Our Heroes having an asteroid colony way out in the boonies has already resulted in journalists accusing them of only doing so so that they could brew up bioweapons far away from any possible supervision; and some intelligence moles in the asteroid doing so themselves and framing Our Heroes for it. Similarly, their freighters are capable of nudging rocks to land on Earthly cities (though noone's managed to frame them for actually doing that), the fact that their spacecraft are /nuclear/ (and thus Our Heroes have the capacity for building nuclear bombs, regardless of the fact that dropping rocks would provide more blam), that Our Heroes have started building computers from scratch specifically to avoid the built-in surveillance chips required on Earth, etc, etc. (Similar accusations are leveled against anyone else in orbit who hasn't surrendered to Earthly authority - Our Heroes' asteroid is far from the largest such group.)

The fact that Our Heroes have not, in fact, used any WMDs they are described as possessing seems to escape mention. Ditto that various items they are accused of having are, simply, required in order to simply go about the business of living out in the asteroid belt. Unless something changes - and I'm not quite sure what that might be - Our Heroes are unlikely to win any PR battles on Earth about their nefarious plots... so, looking at things that way, would adding one more nefarious plot to the list make all that much difference?

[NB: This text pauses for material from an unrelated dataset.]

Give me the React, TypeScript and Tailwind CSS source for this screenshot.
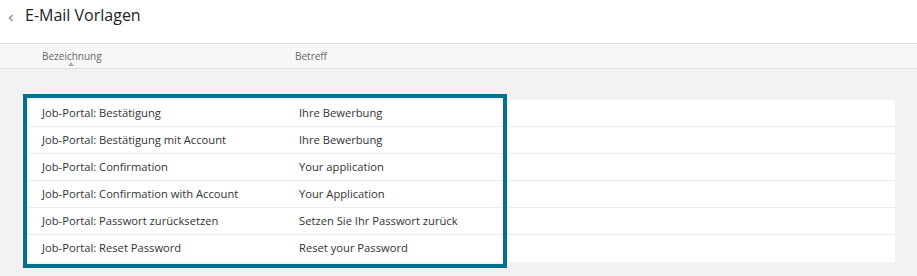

The Grand Tour of the Solar System which Our Heroes will be undertaking (and during the Saturn stop of which the seed factory for the laser will be installed) is already, in part, to be a demonstration of their technological prowess. ("Hey, look what we can build!") Various Earthly intelligence agencies have shown no compunctions about trying to assassinate Our Heroes (one's already down to being a brain in a jar). There are significant trading blockades between Earth and Our Heroes' asteroid. And Our Heroes are at least loosely aligned with the major orbitals which are in a New Cold War with Earth...


... say, does anyone have any good references on the Cuban Missile Crisis, and alternate-history versions thereof?